Retype the listing that follows, word for word.
>> Begin
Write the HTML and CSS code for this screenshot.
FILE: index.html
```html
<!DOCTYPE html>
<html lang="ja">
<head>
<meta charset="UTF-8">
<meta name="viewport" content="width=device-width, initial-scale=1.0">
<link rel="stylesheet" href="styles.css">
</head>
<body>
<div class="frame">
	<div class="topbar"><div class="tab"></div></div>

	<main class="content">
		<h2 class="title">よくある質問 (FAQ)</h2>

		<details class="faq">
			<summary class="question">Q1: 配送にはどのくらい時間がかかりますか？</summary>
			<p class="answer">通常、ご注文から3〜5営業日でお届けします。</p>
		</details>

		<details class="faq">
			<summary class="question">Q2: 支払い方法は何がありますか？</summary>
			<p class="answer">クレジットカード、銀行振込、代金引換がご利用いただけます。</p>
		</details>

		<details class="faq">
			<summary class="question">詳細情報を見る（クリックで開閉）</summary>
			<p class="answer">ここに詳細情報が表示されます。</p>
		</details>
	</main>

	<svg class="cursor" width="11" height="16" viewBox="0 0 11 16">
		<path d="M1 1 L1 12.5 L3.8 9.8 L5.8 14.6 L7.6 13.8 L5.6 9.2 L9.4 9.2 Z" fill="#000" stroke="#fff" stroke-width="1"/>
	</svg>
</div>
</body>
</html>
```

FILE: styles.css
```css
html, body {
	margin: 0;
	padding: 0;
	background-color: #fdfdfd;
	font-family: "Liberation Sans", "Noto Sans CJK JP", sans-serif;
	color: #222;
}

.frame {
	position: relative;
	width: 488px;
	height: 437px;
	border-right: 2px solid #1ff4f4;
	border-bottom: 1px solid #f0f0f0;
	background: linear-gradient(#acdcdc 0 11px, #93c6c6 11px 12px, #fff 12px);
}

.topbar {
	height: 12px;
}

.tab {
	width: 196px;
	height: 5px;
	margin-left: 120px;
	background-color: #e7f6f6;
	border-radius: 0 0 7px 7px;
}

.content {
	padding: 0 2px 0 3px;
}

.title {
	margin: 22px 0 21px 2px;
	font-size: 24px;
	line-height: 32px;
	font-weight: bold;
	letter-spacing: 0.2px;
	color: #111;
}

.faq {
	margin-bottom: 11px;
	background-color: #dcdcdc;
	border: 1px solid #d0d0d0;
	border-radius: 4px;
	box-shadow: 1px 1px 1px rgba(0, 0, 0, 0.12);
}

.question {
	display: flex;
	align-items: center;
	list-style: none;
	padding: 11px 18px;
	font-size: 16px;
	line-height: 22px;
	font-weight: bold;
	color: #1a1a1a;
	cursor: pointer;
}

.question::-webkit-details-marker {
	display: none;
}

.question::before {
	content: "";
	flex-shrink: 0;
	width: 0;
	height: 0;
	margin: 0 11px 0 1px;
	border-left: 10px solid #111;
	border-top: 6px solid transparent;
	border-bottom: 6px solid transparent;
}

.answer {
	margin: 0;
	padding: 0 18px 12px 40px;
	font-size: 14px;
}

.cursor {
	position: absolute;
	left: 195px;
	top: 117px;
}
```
>> End
-- Answer to this problem --
Write the HTML and CSS code for this screenshot.
FILE: index.html
```html
<!DOCTYPE html>
<html lang="ja">
<head>
<meta charset="UTF-8">
<meta name="viewport" content="width=device-width, initial-scale=1.0">
<link rel="stylesheet" href="styles.css">
</head>
<body>
<div class="frame">
	<div class="topbar"><div class="tab"></div></div>

	<main class="content">
		<h2 class="title">よくある質問 (FAQ)</h2>

		<details class="faq">
			<summary class="question">Q1: 配送にはどのくらい時間がかかりますか？</summary>
			<p class="answer">通常、ご注文から3〜5営業日でお届けします。</p>
		</details>

		<details class="faq">
			<summary class="question">Q2: 支払い方法は何がありますか？</summary>
			<p class="answer">クレジットカード、銀行振込、代金引換がご利用いただけます。</p>
		</details>

		<details class="faq">
			<summary class="question">詳細情報を見る（クリックで開閉）</summary>
			<p class="answer">ここに詳細情報が表示されます。</p>
		</details>
	</main>

	<svg class="cursor" width="11" height="16" viewBox="0 0 11 16">
		<path d="M1 1 L1 12.5 L3.8 9.8 L5.8 14.6 L7.6 13.8 L5.6 9.2 L9.4 9.2 Z" fill="#000" stroke="#fff" stroke-width="1"/>
	</svg>
</div>
</body>
</html>
```

FILE: styles.css
```css
html, body {
	margin: 0;
	padding: 0;
	background-color: #fdfdfd;
	font-family: "Liberation Sans", "Noto Sans CJK JP", sans-serif;
	color: #222;
}

.frame {
	position: relative;
	width: 488px;
	height: 437px;
	border-right: 2px solid #1ff4f4;
	border-bottom: 1px solid #f0f0f0;
	background: linear-gradient(#acdcdc 0 11px, #93c6c6 11px 12px, #fff 12px);
}

.topbar {
	height: 12px;
}

.tab {
	width: 196px;
	height: 5px;
	margin-left: 120px;
	background-color: #e7f6f6;
	border-radius: 0 0 7px 7px;
}

.content {
	padding: 0 2px 0 3px;
}

.title {
	margin: 22px 0 21px 2px;
	font-size: 24px;
	line-height: 32px;
	font-weight: bold;
	letter-spacing: 0.2px;
	color: #111;
}

.faq {
	margin-bottom: 11px;
	background-color: #dcdcdc;
	border: 1px solid #d0d0d0;
	border-radius: 4px;
	box-shadow: 1px 1px 1px rgba(0, 0, 0, 0.12);
}

.question {
	display: flex;
	align-items: center;
	list-style: none;
	padding: 11px 18px;
	font-size: 16px;
	line-height: 22px;
	font-weight: bold;
	color: #1a1a1a;
	cursor: pointer;
}

.question::-webkit-details-marker {
	display: none;
}

.question::before {
	content: "";
	flex-shrink: 0;
	width: 0;
	height: 0;
	margin: 0 11px 0 1px;
	border-left: 10px solid #111;
	border-top: 6px solid transparent;
	border-bottom: 6px solid transparent;
}

.answer {
	margin: 0;
	padding: 0 18px 12px 40px;
	font-size: 14px;
}

.cursor {
	position: absolute;
	left: 195px;
	top: 117px;
}
```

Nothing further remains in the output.